At this point in the lengthy history of animal agriculture in America, an online article that begins like this is hardly breaking news:
“It's already widely known that meat production creates far more pollution than bringing vegetables, fruits, and grains to market. It is difficult to envisage how the world could supply a population of 10 billion or more people with the quantity of meat currently consumed in most high-income countries without substantial negative effects on the environment.”
This particular excerpt is from Newsweek online in a piece titled, “Global Meat Production Is Growing at an Unsustainable Pace.” I was curious: What was the genesis of such a summary?
Well, it turns out that the information was based on a recent report published in the journal Science that detailed the eco-impact of livestock production, and which, by the way, included these statements buried in the text of the report:
- “Careful management of grassland systems can contribute to carbon storage.”
- “Meat is a good source of energy and some essential nutrients — including protein and micronutrients such as iron, zinc, and vitamin B12.”
- “Livestock also provide employment for large numbers of people, and the trade in livestock and related food products is a core component of the economies of many countries.”
Interestingly, Newsweek didn’t include any reference to those statements in its article.
What its article did include were statistics on the carbon footprint of meat production taken from a 2014 report published in the Proceedings of the National Academy of Sciences. The lead author of that article was Gideon Eschel, a professor of Geophysics at Bard College in New York and one of the most vocal advocates of vegetarianism as the solution to all the world’s ills.
Eschel has made a name for himself by constantly claiming that if everyone simply stopped eating meat, the planetary environment would suddenly become bright green and healthy.
His PNAS study noted that “beef production requires 28 times more land and 11 times the irrigation water than the average of the other livestock categories.”
Interestingly, the much-touted Science report noted that, “[Meat] consumption in high-income countries [is] static or declining and … there has been a particularly marked increase in the global consumption of chicken and pork.”
So despite the dire warnings from Eschel, et al, it appears we’re headed in the right direction.
On that note, here’s an interesting factoid: 60 years ago in 1958, long before anyone was pointing a finger at livestock as climate change culprits, the U.S. cattle herd numbered about 90 million head. Current size: about 90 million head. Per-capita consumption of beef in 1958 was 56 pounds per year. Current beef consumption: 54 pounds a year.
Granted, many of the ongoing and pending eco-crises are real and problematic. Climate change isn’t a hoax, resource limitations are real and food security is very likely to be the world’s biggest crisis by mid-century.
But is going veggie the only way consumers can positively impact these eco-challenges? How about:
- Transportation. Drive less, walk more. Maybe even take public transit to work on trips that don’t involve schlepping a dozen grocery bags back home.
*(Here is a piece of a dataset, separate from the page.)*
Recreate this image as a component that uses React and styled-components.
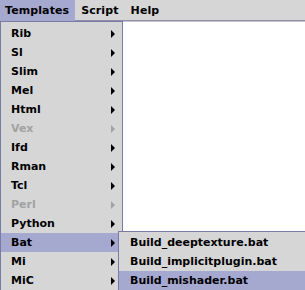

- Plastics. Speaking of bags, how about avoiding the use and disposal of plastic bags (and other unnecessary plastic packaging), thus mitigating the growth of those Texas-sized trash islands of discarded plastics currently floating in both the Pacific and Atlantic Oceans.
- Energy. How about turning down the thermostat in winter and setting it a little higher in summer? A little sweat and/or donning a sweater never killed anyone.
And as for livestock, activists’ insistence that production efficiencies are forever static and that the carbon footprint of meat — albeit one that veggie advocates are always eager to inflate — is set in stone forever is, simply stated, pure BS.
Take just one aspect of the production/processing cycle.
I hate to date myself, but I’m old enough that I was alive and eating hamburgers back in the mid-20th century, when it was standard industry practice to ship cattle, pigs and sheep by railroad to stockyards adjacent to urban packinghouses. From those massive plants, dressed carcasses were loaded into refrigerated rail cars and sent to numerous “breakers,” processing plants in most major cities where the carcasses were trimmed and cut into what we now call subprimals. Those were then shipped to supermarkets and restaurant purveyors, where skilled butchers portioned them into retail and/or food service cuts.
By modern just-in-time standards, the system was ridiculously inefficient, and with the advent of boxed beef and pork production at rural plants located closer to feedlots and auctions yards, the once pervasive and multi-layered system simply disappeared.
Likewise, to presume that nothing can ever be done to improve livestock production, to find better ways to utilize land, energy and water resources and to minimize the carbon footprint of processing, packaging and distribution of animal foods flies in the face of history.
In the end, there is one reason, and one reason only, that global meat production has only lately become such an eco-villain, a reason that can be expressed in a single number: 7.5 billion, the number of people alive on Planet Earth in 2018.
By the way, back in 1958, when Americans were raising the same number of cattle and eating the same per capita amount of beef as today? The world’s population was only 2.9 billion.
Editor’s Note: The opinions in this commentary are those of Dan Murphy, a veteran journalist and commentator.